Se nos brinda otra ocasión de oro para abordar el repetitivo, e inútil, debate sobre los perros, sus dueños, las víctimas y las consecuencias. Puede que tengamos la tentación de centrarnos demasiado en las denominadas razas peligrosas (que cabe extender a casi todas), ya que las derivaciones que provocan en sus iracundos, irracionales e improvisados ataques pueden conducir fácilmente a la muerte.
Muchos consideramos a estos animales como potenciales armas, que circulan libremente por nuestras calles, y sometidas al albur de su propia voluntad, lo que las convierte en más peligrosas que las pistolas. Pero alegar medidas racionales, cívicas y solidarias para su erradicación de nuestras urbes es como mentarle la segunda enmienda al presidente de la Asociación Nacional del Rifle Norteamericano.
Sí podemos decir que la administración se muestra demasiado pacata en sus obligaciones.
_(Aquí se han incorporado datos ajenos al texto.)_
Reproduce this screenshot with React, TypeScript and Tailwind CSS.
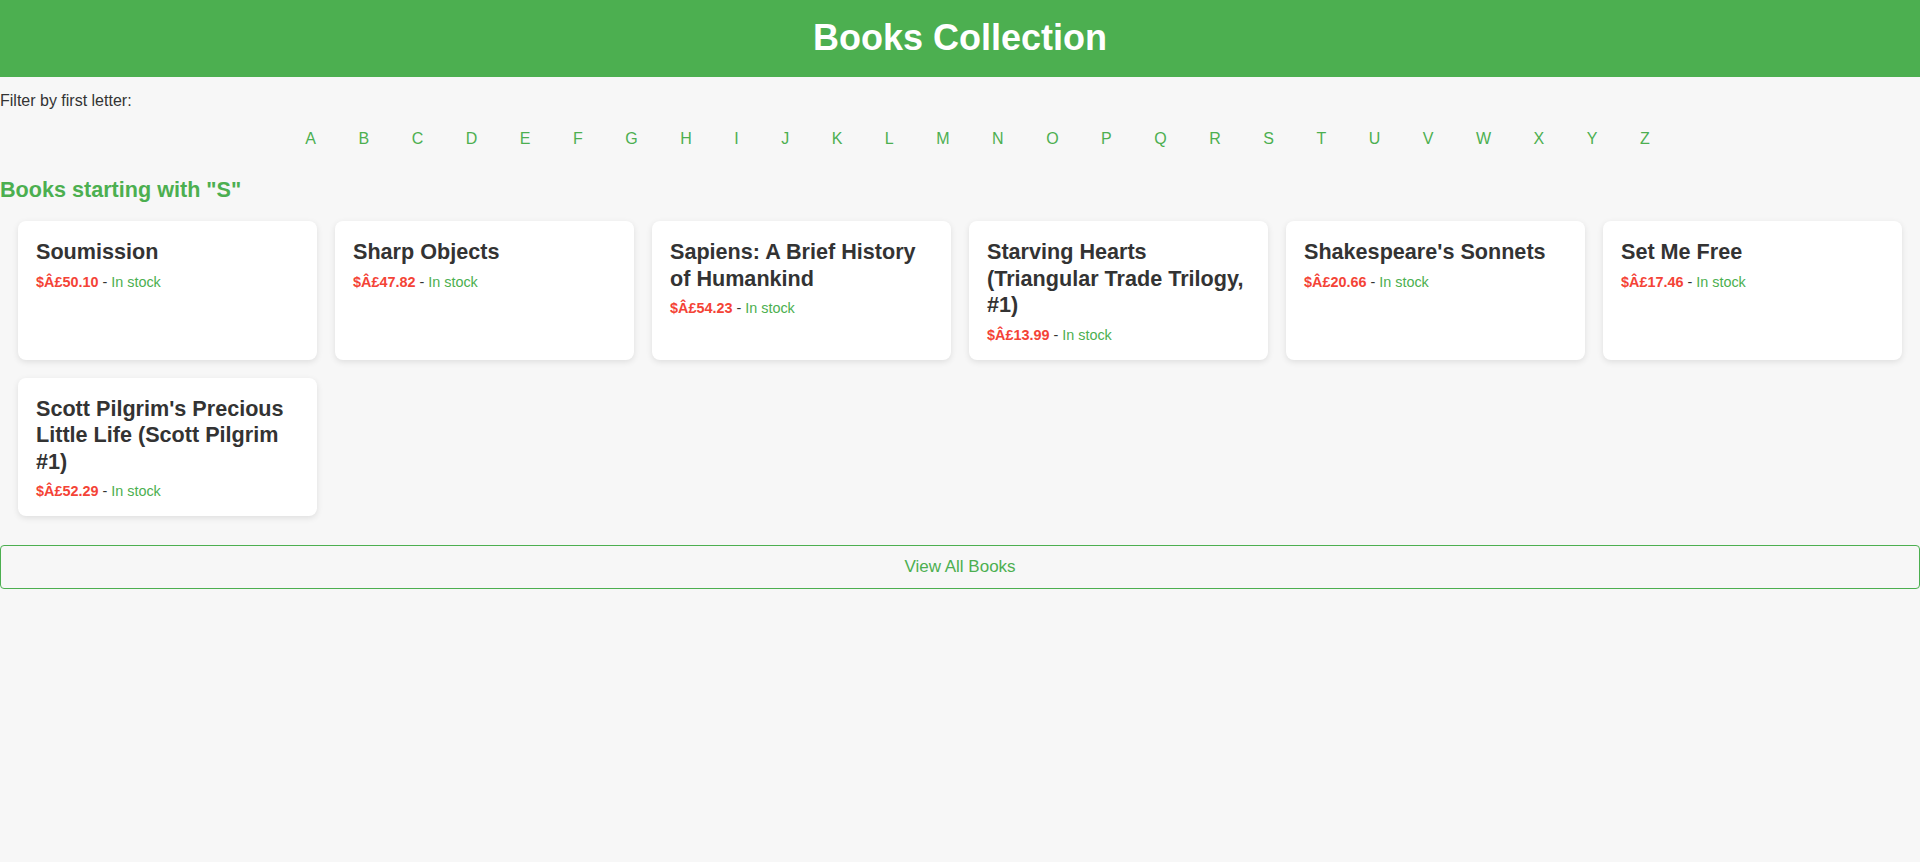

Va siendo hora de ponerle freno a esa invasión de animales por nuestras calles, que sólo obedece a satisfacer un capricho envanecedor, y que es malo tanto para el propio ser vivo, por la indignidad mercantil a la que es sometido, como para la mayor parte de la sociedad, que tiene que sufrir las innumerables molestias que provoca su desarrollo instintivo en un entorno levantado para la vida humana moderna, destacando esa violencia irrefrenable que siempre les posee, y que arranca en las situaciones más inesperadas, con mayores o menores consecuencias.
A pesar del ruido mediático de este cruel ataque canino a una niña, todo seguirá inamovible; estas opiniones serán censuradas o tratadas inquisitivamente y esperaremos a la notificación de las próximas heridas o defunción infantil. Y todo seguirá así mientras basemos la relación del hombre con la naturaleza en base a la posesión y la prepotencia.